Wanting to review another full-color hentai manga, I jumped into some unfamiliar territory and picked up Melty Maiden by Toroshio. It’s rare for me to encounter a hentai mangaka I’m completely unfamiliar with, but Toroshio is a name totally unknown to me. Searching around online I found almost nothing under the name Toroshio except the mangas that make up Melty Maiden, a lightly used Pixiv, a Blogger website with no updates since summer of 2015, and an almost totally unused Twitter that says the artist is taking a break. For this and other reasons I’ll get into, Melty Maiden strikes me as a peculiar choice for FAKKU to publish.
Toroshio’s own afterword also mentions having been on a break for a while, but also says they expect to put out new work someday. The date of this afterword is March 2017 and I haven’t found anything published by Toroshio in the last two years. The artist expresses surprise that Melty Maiden was published in English, surprise I also share.
All but one of the stories are collected works published in COMIC Kairakuten between 2010 and 2012. Kairakuten ranks among Japan’s top-selling eromanga magazines and so has fairly broad appeal. There isn’t much of a unifying theme to the chapters of Melty Maiden, with most of them being fairly vanilla contrived situations where sex happens. Several of them have an element of coercion setting up the sex scenes, and a few of them mention the woman having a partner already, but you never see that partner or even so much as learn his name, so I couldn’t describe it as any sort of netorare scenario. It certainly isn’t any specific fetish that is going to draw a reader to Melty Maiden.
So let’s take a look at Toroshio’s art. Toroshio’s Twitter and Blogger website both emphasize a specialty in full-color manga and indeed all the art on Pixiv and every page of the Melty Maiden manga is rendered in color. While doing my first read of the book, I thought maybe the colorist was responsible for the flatness overall lack of life I was seeing in the panels. Clearly, this isn’t the case as Toroshio handled the coloring personally as part of the complete work.
Melty Maiden has this problem where half the chapters just simply don’t look good. The characters’ faces, in particular, look like the kind you see in the background or in a long-shot in a rushed seasonal anime. The kind I might appropriately describe as looking like they’re melting, so I guess Melty Maiden got that one right.

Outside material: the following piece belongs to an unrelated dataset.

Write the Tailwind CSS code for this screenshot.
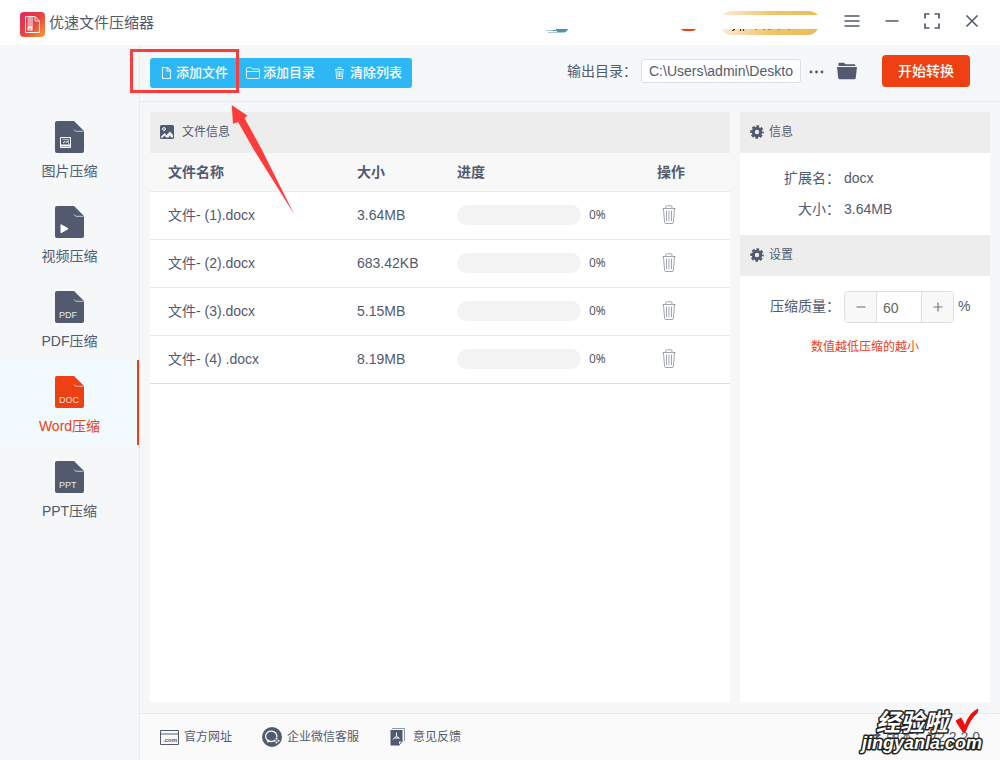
<!DOCTYPE html>
<html lang="zh-CN">
<head>
<meta charset="utf-8">
<meta name="viewport" content="width=device-width, initial-scale=1">
<title>优速文件压缩器</title>
<script src="https://cdn.jsdelivr.net/npm/@tailwindcss/browser@4"></script>
</head>
<body class="relative flex min-h-screen flex-col bg-[#f5f7f9] font-['Liberation_Sans','Noto_Sans_CJK_SC',sans-serif] text-sm text-[#515a6e]">
<svg class="hidden" aria-hidden="true">
  <symbol id="sheet" viewBox="0 0 29 32">
    <path d="M2 0H19L29 10V30Q29 32 27 32H2Q0 32 0 30V2Q0 0 2 0Z" fill="currentColor"/>
    <path d="M19 8.500Q20 10.300 21.500 10.300H28.500" fill="none" stroke="#fff" stroke-opacity=".75" stroke-width=".9"/>
  </symbol>
  <symbol id="bin" viewBox="0 0 14 20">
    <g fill="none" stroke="currentColor">
      <path d="M.5 3.500H13.500M4 3.500V2Q4 .7 5.300 .7H8.700Q10 .7 10 2V3.500"/>
      <path d="M1.500 4L2.600 17.200Q2.700 18.500 4 18.500H10Q11.300 18.500 11.400 17.200L12.500 4"/>
      <path d="M4.500 5.500V16M7 5.500V16M9.500 5.500V16"/>
    </g>
  </symbol>
  <symbol id="gear" viewBox="0 0 14 14">
    <g fill="none" stroke="currentColor">
      <circle cx="7" cy="7" r="3.700" stroke-width="3"/>
      <circle cx="7" cy="7" r="5.700" stroke-width="2.200" stroke-dasharray="2.700 1.777" stroke-dashoffset="1.350"/>
    </g>
  </symbol>
</svg>

<header class="relative flex h-[45px] shrink-0 items-center bg-[#fefefe] pl-5 pr-5">
  <svg class="mt-1 size-[25px]" viewBox="0 0 25 25" aria-hidden="true">
    <defs><linearGradient id="brand" x1="0" y1="0" x2="1" y2="1"><stop offset="0" stop-color="#e6265f"/><stop offset=".5" stop-color="#ea4040"/><stop offset="1" stop-color="#f5a03c"/></linearGradient></defs>
    <rect width="25" height="25" rx="4" fill="url(#brand)"/>
    <path d="M5.500 4.500H15L19.500 9V20.500H5.500ZM15 4.500V9H19.500" fill="none" stroke="#fff" stroke-opacity=".9"/>
    <path d="M7.500 6H13M7.500 8H13M7.500 10H13M7.500 12H13M7.500 14H13" stroke="#fff" stroke-width="1.200"/>
    <rect x="7.500" y="14.500" width="5" height="4" fill="#fff"/><path d="M9 17H11" stroke="#ea4a45"/>
  </svg>
  <h1 class="ml-1 text-[15px]">优速文件压缩器</h1>
  <svg class="absolute right-[180px] top-[11px] h-6 w-[276px]" viewBox="544 11 276 24" aria-hidden="true">
    <defs>
      <linearGradient id="gold"><stop offset="0" stop-color="#faecd2"/><stop offset=".5" stop-color="#f0c56c"/><stop offset="1" stop-color="#edbb5b"/></linearGradient>
    </defs>
    <path d="M546 30.500H555M548 32.500H565" stroke="#a9cdd0"/><path d="M556 29.500H568M553 30.500H567M557 31.500H566" stroke="#5297a0"/>
    <path d="M681 29H696Q695 31 692 31H685Q682 31 681 29Z" fill="#ee4013"/>
    <path d="M722.500 15Q726 11 732 11H808Q814 11 818 15ZM722 29H818Q814 35 808 35H732Q725 35 722 29Z" fill="url(#gold)"/>
    <path d="M733 29.500H735M740.500 29V31M743.500 29V31M732 30.500H734" stroke="#613a21" stroke-width="1.200"/>
    <path d="M755 29.500H757M763 29.500H765M768 29.500H771M778 29.500H780M788 29.500H790" stroke="#b98b42"/>
  </svg>
  <div class="ml-auto flex items-center gap-6 pb-1">
    <button aria-label="菜单"><svg class="size-4" viewBox="0 0 16 16"><path d="M.5 3H15.500M.5 8H15.500M.5 13H15.500" stroke="#515a6e" stroke-width="1.400"/></svg></button>
    <button aria-label="最小化"><svg class="size-4" viewBox="0 0 16 16"><path d="M1.500 8H14.500" stroke="#515a6e" stroke-width="1.500"/></svg></button>
    <button aria-label="最大化"><svg class="size-4" viewBox="0 0 16 16"><path d="M1 5.500V1H5.500M10.500 1H15V5.500M15 10.500V15H10.500M5.500 15H1V10.500" fill="none" stroke="#515a6e" stroke-width="1.700"/></svg></button>
    <button aria-label="关闭"><svg class="size-4" viewBox="0 0 16 16"><path d="M2.500 2.500L13.500 13.500M13.500 2.500L2.500 13.500" stroke="#515a6e" stroke-width="1.600"/></svg></button>
  </div>
</header>

<div class="flex flex-1">
  <nav class="w-[140px] shrink-0 border-r border-[#e8eaec] pt-[60px]">
    <a href="#image" class="flex h-[85px] flex-col items-center pt-4 leading-5">
      <svg class="mb-2 h-8 w-[29px]" viewBox="0 0 29 32"><use href="#sheet"/><path d="M5.500 16.500H15.500V26.500H5.500Z" fill="#515a6e" stroke="#fff"/><path d="M6 24.500H15" stroke="#fff" stroke-width="2"/><path d="M7.500 18.500H13.500V23.500" fill="none" stroke="#fff" stroke-opacity=".6"/><path d="M8 22L10 20.500L11 21.500L13 20" stroke="#fff" fill="none"/></svg>图片压缩</a>
    <a href="#video" class="flex h-[85px] flex-col items-center pt-4 leading-5">
      <svg class="mb-2 h-8 w-[29px]" viewBox="0 0 29 32"><use href="#sheet"/><path d="M5.500 19Q5.500 18 6.500 18.500L12.800 22Q13.500 22.700 12.800 23.300L6.500 26.900Q5.500 27.300 5.500 26.300Z" fill="#fff"/></svg>视频压缩</a>
    <a href="#pdf" class="flex h-[85px] flex-col items-center pt-4 leading-5">
      <svg class="mb-2 h-8 w-[29px]" viewBox="0 0 29 32"><use href="#sheet"/><text x="4" y="27" font-size="9" fill="#e8eaec" font-family="Liberation Sans">PDF</text></svg>PDF压缩</a>
    <a href="#word" aria-current="page" class="flex h-[85px] flex-col items-center border-r-2 border-[#ee4013] bg-[#f0faff] pl-[2px] pt-4 leading-5 text-[#ee4013]">
      <svg class="mb-2 h-8 w-[29px]" viewBox="0 0 29 32"><use href="#sheet"/><text x="4" y="27" font-size="9" fill="#fde3dc" font-family="Liberation Sans">DOC</text></svg>Word压缩</a>
    <a href="#ppt" class="flex h-[85px] flex-col items-center pt-4 leading-5">
      <svg class="mb-2 h-8 w-[29px]" viewBox="0 0 29 32"><use href="#sheet"/><text x="4" y="27" font-size="9" fill="#e8eaec" font-family="Liberation Sans">PPT</text></svg>PPT压缩</a>
  </nav>

  <div class="flex min-w-0 flex-1 flex-col">
    <div class="flex h-[57px] items-center border-b border-[#e8eaec] pl-[10px] pr-[30px]">
      <div class="flex h-[30px] overflow-hidden rounded-[3px] bg-[#2db7f5] text-[13px] font-medium text-white">
        <button class="flex items-center gap-px px-[9px]"><svg class="size-4" viewBox="0 0 16 16" fill="none" stroke="#fff" stroke-opacity=".85" stroke-width="1.100"><path d="M3.500 2.500H8.500L11.500 5.500V13.500H3.500ZM8 2.500V6H11.500"/></svg>添加文件</button>
        <button class="flex items-center gap-px px-[9px]"><svg class="size-4" viewBox="0 0 16 16" fill="none" stroke="#fff" stroke-opacity=".85"><path d="M.5 12.500V3.500Q.5 2.500 1.500 2.500H5L6.500 4H12.500Q13.500 4 13.500 5V12.500Q13.500 13.500 12.500 13.500H1.500Q.5 13.500 .5 12.500ZM.5 6.500H13.500"/></svg>添加目录</button>
        <button class="flex items-center gap-px pl-[9px] pr-[10px]"><svg class="size-4" viewBox="0 0 16 16" fill="none" stroke="#fff" stroke-opacity=".8"><path d="M2 4.500H11M5 4.500V2.500H8V4.500M3 5L3.500 13.500H9.500L10 5M5 6V12M6.500 6V12M8 6V12"/></svg>清除列表</button>
      </div>
      <label for="outdir" class="ml-auto pb-1">输出目录：</label>
      <input id="outdir" value="C:\Users\admin\Deskto" class="mb-1 ml-1 h-6 w-40 rounded-[3px] border border-[#dcdee2] bg-white px-[7px] text-sm text-[#515a6e]">
      <button aria-label="浏览" class="ml-2"><svg class="mb-1 size-4" viewBox="0 0 16 16" fill="#515a6e"><circle cx="2" cy="9" r="1.400"/><circle cx="7.500" cy="9" r="1.400"/><circle cx="13" cy="9" r="1.400"/></svg></button>
      <button aria-label="打开目录" class="ml-3"><svg class="mb-1 h-[18px] w-5" viewBox="0 0 20 18"><path d="M1.500 4V1.500Q1.500 .7 2.300 .7H7L8.500 2.300H17.500Q18.300 2.300 18.300 3V4Z" fill="#515a6e"/><path d="M0 5H20L18.700 16Q18.500 17.300 17.200 17.300H2.800Q1.500 17.300 1.300 16Z" fill="#515a6e"/></svg></button>
      <button class="mb-1 ml-[25px] h-8 w-[88px] rounded-[4px] bg-[#ee4013] text-sm font-medium text-white">开始转换</button>
    </div>

    <main class="flex flex-1 gap-[10px] px-[10px] pb-[11px] pt-[10px]">
      <section class="min-w-0 flex-1 bg-white">
        <h2 class="flex h-[41px] items-center gap-2 bg-[#ededed] pb-[2px] pl-[10px] text-xs">
          <svg class="size-[14px]" viewBox="0 0 14 14"><rect width="14" height="14" rx="1.500" fill="#515a6e"/><path d="M1 11.500L4.500 8L6.500 10L10 6.500L13 10V12.500H11L10 10.500L8.500 12.500H6L4.500 10.500L2.500 12.800H1Z" fill="#ededed"/><circle cx="4" cy="4" r="1.400" fill="none" stroke="#fff"/></svg>文件信息</h2>
        <table class="w-full table-fixed border-collapse text-left">
          <colgroup><col><col class="w-[100px]"><col class="w-[200px]"><col class="w-[91px]"></colgroup>
          <thead class="bg-[#f8f8f9]"><tr class="h-[38px] border-b border-[#e8eaec] [&>th]:pl-[18px]"><th>文件名称</th><th>大小</th><th>进度</th><th>操作</th></tr></thead>
          <tbody id="files"></tbody>
        </table>
      </section>

      <aside class="w-[250px] shrink-0 bg-white">
        <h2 class="flex h-[41px] items-center gap-[5px] bg-[#ededed] pb-[2px] pl-[10px] text-xs"><svg class="size-[14px]"><use href="#gear"/></svg>信息</h2>
        <dl class="grid grid-cols-[100px_1fr] gap-x-1 py-[10px] leading-[31px]">
          <dt class="text-right">扩展名：</dt><dd>docx</dd>
          <dt class="text-right">大小：</dt><dd>3.64MB</dd>
        </dl>
        <h2 class="flex h-[41px] items-center gap-[5px] bg-[#ededed] pb-[2px] pl-[10px] text-xs"><svg class="size-[14px]"><use href="#gear"/></svg>设置</h2>
        <div class="flex items-center pt-[15px]">
          <label for="quality" class="w-[100px] pb-[2px] text-right">压缩质量：</label>
          <div class="ml-1 flex h-8 w-[110px] overflow-hidden rounded-[4px] border border-[#dcdee2]">
            <button aria-label="减少" class="flex w-[31px] items-center justify-center bg-[#f8f8f9]"><svg class="size-[10px]" viewBox="0 0 10 10"><path d="M.5 5H9.500" stroke="#9299a5" stroke-width="1.500"/></svg></button>
            <input id="quality" value="60" class="min-w-0 flex-1 border-x border-[#dcdee2] px-[6px] pt-[2px] text-sm text-[#666]">
            <button aria-label="增加" class="flex w-[31px] items-center justify-center bg-[#f8f8f9]"><svg class="size-[10px]" viewBox="0 0 10 10"><path d="M.5 5H9.500M5 .5V9.500" stroke="#717987" stroke-width="1.200"/></svg></button>
          </div>
          <span class="ml-1 pb-[2px]">%</span>
        </div>
        <p class="mt-4 text-center text-xs text-[#ee4013]">数值越低压缩的越小</p>
      </aside>
    </main>

    <footer class="relative flex h-[47px] items-center border-t border-[#e8eaec] bg-[#fafafa] pl-5 text-xs">
      <a href="#site" class="flex items-center gap-[5px]"><svg class="h-4 w-[19px]" viewBox="0 0 19 16"><path d="M.5 1.500H18.500V15.500H.5ZM.5 5H18.500" fill="none" stroke="#515a6e"/><text x="3" y="13" font-size="6" font-weight="bold" fill="#515a6e" font-family="Liberation Sans">.com</text></svg>官方网址</a>
      <a href="#service" class="ml-[30px] flex items-center gap-[5px]"><svg class="size-5" viewBox="0 0 20 20"><circle cx="10" cy="10" r="10" fill="#515a6e"/><path d="M14.800 10.500A5.700 5.200 0 1 0 9.500 14.500L12 14.200" fill="none" stroke="#fff" stroke-width="1.300"/><path d="M6 12.500L5 15.800L8.500 14.500Z" fill="#fff"/><g fill="#fff"><circle cx="14.500" cy="11.800" r="1"/><circle cx="16.500" cy="13.700" r="1"/><circle cx="14.500" cy="15.500" r="1"/><circle cx="12.700" cy="13.700" r="1"/></g></svg>企业微信客服</a>
      <a href="#feedback" class="ml-[31px] flex items-center gap-2"><svg class="h-[18px] w-[15px]" viewBox="0 0 15 18"><path d="M2 .5H14.500V13" fill="none" stroke="#9299a5"/><path d="M.5 2H12.500V13L8.500 17.500H.5Z" fill="#515a6e"/><path d="M12.500 13H8.500V17.500Z" fill="#fafafa" stroke="#515a6e"/><path d="M6.500 4.500V8L9.500 10.500M6.500 8L3 11.500M4.500 10H9" fill="none" stroke="#fff"/></svg>意见反馈</a>
      <span class="ml-auto flex items-center gap-1 pr-5 text-sm"><svg class="size-[14px]" viewBox="0 0 14 14"><path d="M1 9Q3 4 8 4V1L13 5L8 9V6Q4 6 1 9Z" fill="#515a6e"/></svg>版本：V2.2.2.0</span>
      <svg class="absolute bottom-0 right-[5px] h-[60px] w-[140px]" viewBox="855 700 140 60" role="img" aria-label="经验啦 jingyanla.com">
        <g font-weight="bold" font-style="italic" fill="#fff" stroke="#222" stroke-width="3" stroke-linejoin="round" paint-order="stroke">
          <text x="876" y="731" font-size="24" font-family="Noto Sans CJK SC">经验啦</text>
          <text x="862" y="749" font-size="18" font-family="Liberation Sans">jingyanla.com</text>
        </g>
        <path d="M956 721L961 718L965 726Q969 713 978 709L977 713Q970 719 965 732H963Z" fill="#f50a0a" stroke="#f50a0a"/>
      </svg>
    </footer>
  </div>
</div>

<svg class="pointer-events-none absolute left-[130px] top-[45px] h-[180px] w-[170px]" viewBox="130 45 170 180" aria-hidden="true">
  <rect x="131.500" y="50.500" width="106" height="41" fill="none" stroke="#fd3c3c" stroke-width="3"/>
  <path d="M231.700 105L247.500 115.700L244.500 118L262 150L294 214L254 150L238 122L233 123.700Z" fill="#fd3c3c"/>
</svg>

<script>
const files = [
  ['文件- (1).docx', '3.64MB', 0],
  ['文件- (2).docx', '683.42KB', 0],
  ['文件- (3).docx', '5.15MB', 0],
  ['文件- (4) .docx', '8.19MB', 0]
];
document.getElementById('files').innerHTML = files.map(([name, size, done]) => `
  <tr class="h-12 border-b border-[#e8eaec] last:border-[#dcdee2] [&>td]:pl-[18px]">
    <td>${name}</td><td>${size}</td>
    <td><div class="flex items-center gap-2"><div class="h-5 w-[124px] overflow-hidden rounded-full bg-[#f3f3f3]"><div class="h-full bg-[#2db7f5]" style="width:${done}%"></div></div><span class="font-['Noto_Sans'] text-xs">${done}%</span></div></td>
    <td><button aria-label="删除 ${name}" class="ml-[5px] block text-[#9fa5b0]"><svg class="h-5 w-[14px]"><use href="#bin"/></svg></button></td>
  </tr>`).join('');
</script>
</body>
</html>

Now there are some chapters that look fine. “Jiggly Infloozy” and “I Can’t Believe Senpai” didn’t have the flat, lifeless, melty look that upset me so much in chapters like “Darling Sharing” and in fact I really enjoyed reading them, even if I found them a little plain. Now what’s peculiar about that is “Darling Sharing” is actually the newest chapter in the book, published in COMIC Kairakuten in May 2012, while “I Can’t Believe Senpai” was Toroshio’s debut work published in February 2010. It seems the quality of Toroshio’s work actually declined over time. I wonder if maybe the artist struggled with deadlines, but it’s telling that this is the only published book of Toroshio’s work. The artist’s last publication in COMIC Kairakuten was in October 2012 and last ever publication was a pair of dakimakura covers in 2013. Something about the eromanga industry or profession did not work quite right for Toroshio.
The ultimate question I have to answer then is if there is anything of value for a reader here besides cataloging the rise and fall of a mangaka’s career in one convenient volume that makes a fine conversation piece on one’s coffee table. For that, I turn to Toroshio’s debut work “I Can’t Believe Senpai,” which tells the story of an athlete and her senpai boning down after he goes to massage out her cramps.
What we see in this chapter is what could have been Toroshio’s signature: clothes. The folds and ruffles and lines and indentations and movements of the heroine’s athletic wear are all so lovingly rendered that you can tell Toroshio really has a thing for clothed sex and the artist’s passion does a lot for the work. In fact, there’s only one chapter in all of Melty Maiden that features a fully nude character. Toroshio wanted to be the master of clothed sex and the potential you see in “I Can’t Believe Senpai” is incredible, but that much more disappointing when you look at the flat, lifeless clothes in “Reina Attack!”
As for the stories, there’s not much to them. “Please! Rie-chan-sensei!” sets up a reason to get a stocking-covered footjob so Toroshio can finally draw someone actually having sex with clothes.
Then “Pantyless Proclamation!” made me laugh with its idea of going commando to improve one’s pubic hair texture.
But overall, the stories are as lifeless as Toroshio’s later art. I couldn’t tell you the name of a single character, or what they wanted besides an orgasm. Melty Maiden is the first FAKKU release I’ve read that left me disappointed. Their translation and editing work was fine, but their choice to license and publish Melty Maiden remains deeply confusing.